Nick watched while she sent instructions back to the Memphis. It was below the horizon, so they had to wait. Hutch went back inside, but he and George stayed near the grave. George kept talking about what might have happened had they arrived a few days earlier. “What are the odds,” he asked, “against actually meeting a third party at a place like this?”

“Whoever they were,” Nick said, “they must have known someone was here. I mean, you don’t wander into a place like this by accident.”

“We did.” He looked up at the rings. It took an act of will not to simply stand and stare at them.

“If it was recent,” Nick said. He pointed his lamp at the walkway and grumbled.

“What’s wrong?” asked George.

“We’ve been all over the place,” he said.

“So what are we concerned about here?”

“If the burial actually happened recently, there should be marks in the dust. Footprints. Some kind of indication.”

“Yeah.” George looked. “Oh.”

Everybody, by now, had gone round and round on the bricks. Any indication of who might have been there was probably gone. But maybe not. He saw scuff marks on the collapsed bench. A section of the seat was almost free of dust.

“What do you think?” asked George.

Had something been on the bench for an extended period? Was that the reason it had collapsed? It was too much for Nick. He shrugged and let it go. “I wish we’d stayed off the walkway,” he said. And he thought: That’s the point Hutch was trying to make.

He watched the lights prowling relentlessly through the house, one upstairs moving from room to room, hesitating in the empty chamber, the rest gathered in the living room. After a couple of minutes the upstairs light started down, headed for the others.

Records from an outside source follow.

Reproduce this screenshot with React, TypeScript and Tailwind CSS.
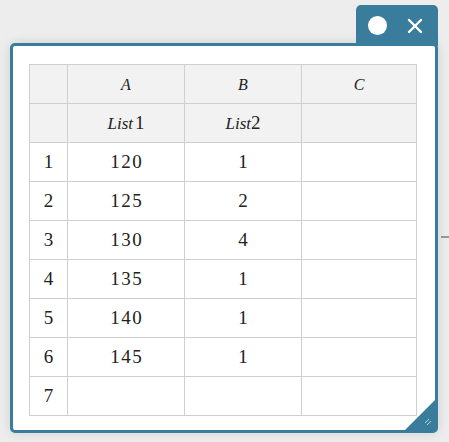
import { X } from 'lucide-react';

const rows: [string, string, string][] = [
  ['1', '120', '1'],
  ['2', '125', '2'],
  ['3', '130', '4'],
  ['4', '135', '1'],
  ['5', '140', '1'],
  ['6', '145', '1'],
  ['7', '', ''],
];

const cell =
  'border border-[#cfcfcf] h-[39px] p-0 text-center align-middle font-[family-name:Liberation_Serif,serif] text-[19px] text-[#222]';

export default function App() {
  return (
    <div className="relative w-[449px] h-[442px] overflow-hidden bg-[#ededed] pt-[43px] pl-[10px] font-[family-name:Liberation_Serif,serif]">
      {/* stray line on the desktop */}
      <div className="absolute right-0 top-[236px] w-[8px] h-[2px] bg-[#9a9a9a]" />

      {/* window */}
      <div className="relative w-[428px] h-[390px] rounded-[5px] border-[3px] border-[#3a7c9c] bg-white shadow-[0_0_12px_rgba(0,0,0,0.12)] pt-[18px] pl-[16px]">
        {/* title tab */}
        <div className="absolute -top-[41px] -right-[3px] w-[82px] h-[41px] rounded-t-[5px] bg-[#3a7c9c] flex items-center justify-between pl-[12px] pr-[11px]">
          <div className="w-[19px] h-[19px] rounded-full bg-white" />
          <X className="w-[24px] h-[24px] text-white" strokeWidth={2.4} />
        </div>

        <table className="border-collapse">
          <colgroup>
            <col className="w-[38px]" />
            <col className="w-[117px]" />
            <col className="w-[117px]" />
            <col className="w-[115px]" />
          </colgroup>
          <tbody>
            <tr className="bg-[#f2f2f2]">
              <td className={cell} />
              <td className={cell}><span className="italic text-[16px]">A</span></td>
              <td className={cell}><span className="italic text-[16px]">B</span></td>
              <td className={cell}><span className="italic text-[16px]">C</span></td>
            </tr>
            <tr className="bg-[#f2f2f2]">
              <td className={cell} />
              <td className={cell}>
                <span className="italic text-[17px]">List</span>
                <span className="ml-[2px]">1</span>
              </td>
              <td className={cell}>
                <span className="italic text-[17px]">List</span>
                <span>2</span>
              </td>
              <td className={cell} />
            </tr>
            {rows.map(([n, a, b]) => (
              <tr key={n}>
                <td className={cell}>{n}</td>
                <td className={cell}>
                  <span className="tracking-[1.5px] pl-[1.5px]">{a}</span>
                </td>
                <td className={cell}>{b}</td>
                <td className={cell} />
              </tr>
            ))}
          </tbody>
        </table>

        {/* resize grip */}
        <div className="absolute right-0 bottom-0 w-[30px] h-[30px]">
          <svg width="30" height="30" viewBox="0 0 30 30">
            <path d="M30 0 L30 30 L0 30 Z" fill="#3a7c9c" />
            <path d="M20 23 L24 19 M22 25 L26 21" stroke="#b9d3df" strokeWidth="1" />
          </svg>
        </div>
      </div>
    </div>
  );
}
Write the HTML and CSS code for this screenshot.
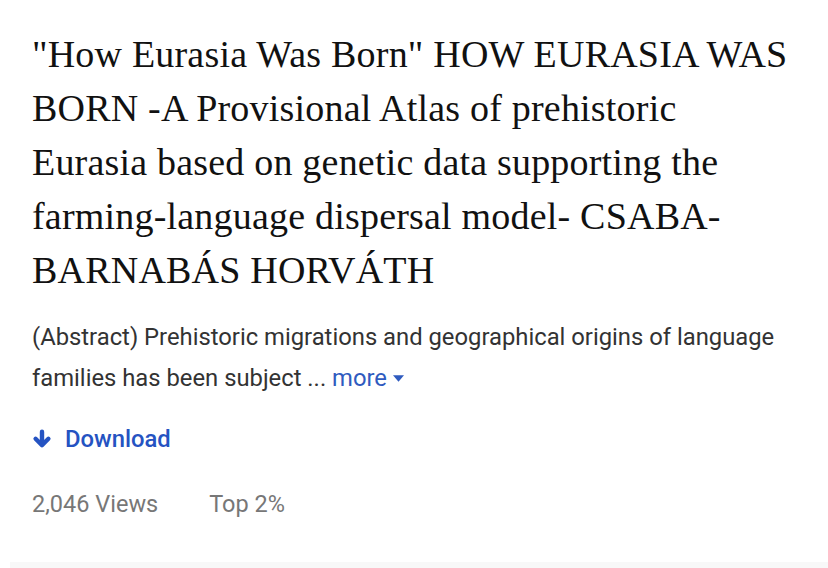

They seemed somewhat at a loss. Nick wasn’t sure why that was, but it almost seemed they were developing a sense of kinship with whoever had lived there. However threatening the image might look in the living room portrait, the subject was now in the grave, buried a few meters away, and they could relate to that.

Nick wondered what the creatures had been like, what they’d talked about while they sat in the chairs in the front room gazing out at that incredible sky. There was something very human about the house, a refuge in a place so remote from ordinary life. Nick had always talked about buying an island somewhere, preferably in the remote North Atlantic, where the ocean was cold and the weather terrible. That was what he’d wanted because he liked fireplaces. And fireplaces only came into their own when you had desperate weather. Well, this was a place built for fireplaces if there had ever been one. It was, most of all, a place he recognized.

One of the lamps broke away and came in his direction. Hutch. Quiet, graceful, always in command despite her size.

“There are two of them down there, Nick,” she said.

HUTCH LOOKED AT her notebook, at George, at Nick, and then at the ground. “Bill says they’re side by side, two meters apart. Both sets of remains are mummified. As one would expect under these conditions.” She slid the notebook into her vest.